The flexible photosensitive members having at least two electrically operative layers, as disclosed above, provide excellent electrostatic latent images when charged in the dark with a uniform negative electrostatic charge, exposed to a light image and thereafter developed with finely divided electroscopic marking particles. The resulting toner image is usually transferred to a suitable receiving member such as paper or to an intermediate transfer member which thereafter transfers the image to a receiving member such as paper.
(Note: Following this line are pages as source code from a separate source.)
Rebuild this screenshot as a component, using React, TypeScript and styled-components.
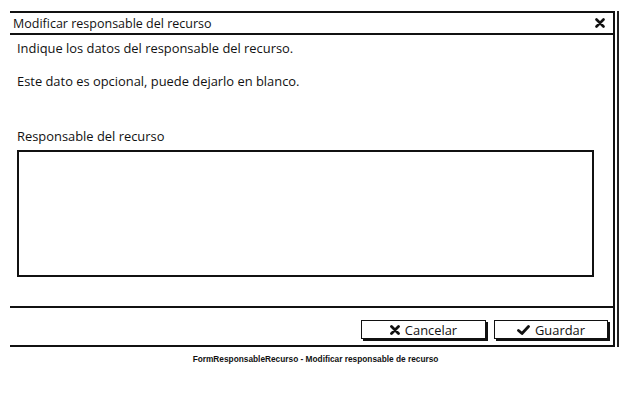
import React from "react";
import styled, { createGlobalStyle } from "styled-components";

const Global = createGlobalStyle`
  html, body { margin: 0; padding: 0; background: #fff; }
  body { width: 631px; height: 403px; overflow: hidden; }
  *, *::before, *::after { box-sizing: border-box; }
`;

const hand = `"Open Sans", "DejaVu Sans", sans-serif`;

const Page = styled.div`
  display: flex;
  flex-direction: column;
  padding: 11px 0 0 10px;
`;

const Window = styled.div`
  width: 605px;
  height: 336px;
  border-top: 2px solid #111;
  border-bottom: 2px solid #111;
  border-right: 2px solid #111;
  box-shadow: 2px 0 0 #fff, 4px 0 0 #222;
  display: flex;
  flex-direction: column;
  font-family: ${hand};
  color: #111;
`;

const TitleBar = styled.div`
  height: 22px;
  border-bottom: 2px solid #111;
  display: flex;
  align-items: center;
  justify-content: space-between;
  padding: 0 8px 0 3px;
  font-size: 12.5px;
`;

const CloseIcon = styled.svg`
  width: 10px;
  height: 10px;
`;

const Body = styled.div`
  flex: 1;
  display: flex;
  flex-direction: column;
  padding: 5px 0 0 7px;
  font-size: 12.9px;
`;

const Line = styled.div<{ $gap?: number }>`
  margin-top: ${(p) => p.$gap ?? 0}px;
  line-height: 17px;
`;

const TextBox = styled.div`
  margin-top: 5px;
  width: 577px;
  height: 127px;
  border: 2px solid #111;
`;

const Footer = styled.div`
  height: 39px;
  border-top: 2px solid #111;
  display: flex;
  justify-content: flex-end;
  align-items: flex-start;
  gap: 8px;
  padding: 12px 5px 0 0;
`;

const Button = styled.div<{ $w: number }>`
  width: ${(p) => p.$w}px;
  height: 19px;
  border: 1px solid #111;
  box-shadow: 2px 2px 0 #111;
  display: flex;
  align-items: center;
  justify-content: center;
  gap: 5px;
  font-size: 12.9px;
  font-family: ${hand};
`;

const Caption = styled.div`
  width: 631px;
  margin-left: -10px;
  margin-top: 7px;
  text-align: center;
  font-family: "Liberation Sans", Arial, sans-serif;
  font-weight: bold;
  font-size: 8.3px;
  color: #111;
`;

export default function App() {
  return (
    <>
      <Global />
      <Page>
        <Window>
          <TitleBar>
            <span>Modificar responsable del recurso</span>
            <CloseIcon viewBox="0 0 10 10">
              <path d="M1.5 1.5 L8.5 8.5 M8.5 1.5 L1.5 8.5" stroke="#111" strokeWidth="2.6" strokeLinecap="round" />
            </CloseIcon>
          </TitleBar>
          <Body>
            <Line>Indique los datos del responsable del recurso.</Line>
            <Line $gap={16}>Este dato es opcional, puede dejarlo en blanco.</Line>
            <Line $gap={38}>Responsable del recurso</Line>
            <TextBox />
          </Body>
          <Footer>
            <Button $w={125}>
              <svg width="10" height="10" viewBox="0 0 10 10">
                <path d="M1.5 1.5 L8.5 8.5 M8.5 1.5 L1.5 8.5" stroke="#111" strokeWidth="2.8" strokeLinecap="round" />
              </svg>
              Cancelar
            </Button>
            <Button $w={114}>
              <svg width="13" height="10" viewBox="0 0 13 10">
                <path d="M1.5 5.5 L5 8.5 L11.5 1.5" stroke="#111" strokeWidth="2.8" fill="none" strokeLinecap="round" strokeLinejoin="round" />
              </svg>
              Guardar
            </Button>
          </Footer>
        </Window>
        <Caption>FormResponsableRecurso - Modificar responsable de recurso</Caption>
      </Page>
    </>
  );
}
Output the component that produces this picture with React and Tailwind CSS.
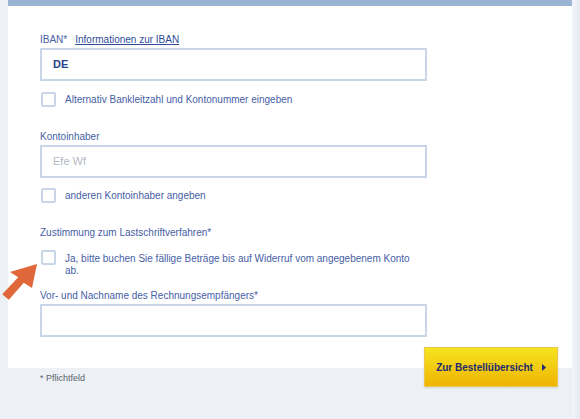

In the case where the charge generating layer is sandwiched between the top outermost exposed charge transport layer and the electrically conducting layer, the outer surface of the charge transport layer is charged negatively and the conductive layer is charged positively. The charge generating layer then should be capable of generating electron hole pair when exposed image wise and inject only the holes through the charge transport layer. In the alternate case when the charge transport layer is sandwiched between the charge generating layer and the conductive layer, the outer surface of the charge generating layer is charged positively while conductive layer is charged negatively and the holes are injected through from the charge generating layer to the charge transport layer. The charge transport layer should be able to transport the holes with as little trapping of charge as possible. In flexible imaging member belt such as photoreceptor, the charge conductive layer may be a thin coating of metal on a flexible substrate support layer.
As more advanced, higher speed electrophotographic copiers, duplicators and printers were developed, however, degradation of image quality was encountered during extended cycling. The complex, highly sophisticated duplicating and printing systems operating at very high speeds have placed stringent requirements including narrow operating limits on photoreceptors. For example, the numerous layers used in many modern photoconductive imaging members should be highly flexible, adhere well to adjacent layers, and exhibit predictable electrical characteristics within narrow operating limits to provide excellent toner images over many thousands of cycles. Typically, negatively charged multilayered flexible photoreceptor that has been employed as a belt in electrophotographic imaging systems comprises a flexible substrate, a conductive layer, an optional blocking layer, an optional adhesive layer, a charge generating layer, a charge transport layer and a conductive ground strip layer adjacent to one edge of the imaging layers. In such a photoreceptor, it does usually further comprise an anticurl back coating layer on the side of the substrate opposite the side carrying the conductive layer, support layer, blocking layer, adhesive layer, charge generating layer, charge transport layer, and other layers to effect for curl control.
Since the charge transport layer in a negatively charged imaging member is the top outermost exposed layer, it is constantly subjected to chemical vapor contaminants exposure/interaction during electrophotographic imaging process in the field to negatively impact function. For example, exposure to the vapor amine species (from ammonia) emitted from common house cleaning agents have been seen to interact with the imaging member charge transport layer, causing material degradation to promote pre-mature onset of charge transport layer cracking and exacerbation of wear failure which severely cut short the functional life of the imaging member. In one particular instant, amine vapor impact on copy printout quality degradation has recently been seen when pre-printed papers (papers having pre-printed images which employed amine agents catalyzed UV cured ink) are used by customers for subsequent addition of xerographic images over the pre-printed paper blank spaces; that is the accumulation of amine residues deposition onto the imaging member charge transport layer surface, after repeatedly making contact with receiving papers during xerographic imaging process, is found to cause ghosting image defects print-out in the output copies. Since ghosting image defects in the output copies are unacceptable print quality failures, so it does require frequent costly imaging member replacement in the field. With all these issues and failures described above, therefore there is an urgent need to resolve these issues and extend the service life of the imaging member in the field. In particular, by the formulation of a charge transport layer that is resistive to amine specific effect to resolve the current pre-printed paper ghosting image defects print out problem.
Conventional photoreceptors are disclosed in the following patents, a number of which describe the presence of light scattering particles in the undercoat layers: U.S. Pat. Nos. 5,660,961; 5,215,839; and 5,958,638. The term “photoreceptor” or “photoconductor” is generally used interchangeably with the terms “imaging member.” The term “electrostatographic” includes “electrophotographic” and “xerographic.” The terms “charge transport molecule” are generally used interchangeably with the terms “hole transport molecule.”
In U.S. Pat. No. 7,413,835, there is disclosed an electrophotographic imaging member having a thermoplastic charge transport layer, a polycarbonate polymer binder, a particulate dispersion, and a high boiler compatible liquid. The disclosed charge transport layer exhibits enhanced wear resistance, excellent photoelectrical properties, and good print quality.
In U.S. Pat. No. 7,592,111, there is disclosed an imaging member formulated with a liquid carbonate. The imaging electrostatographic member exhibits improved service life.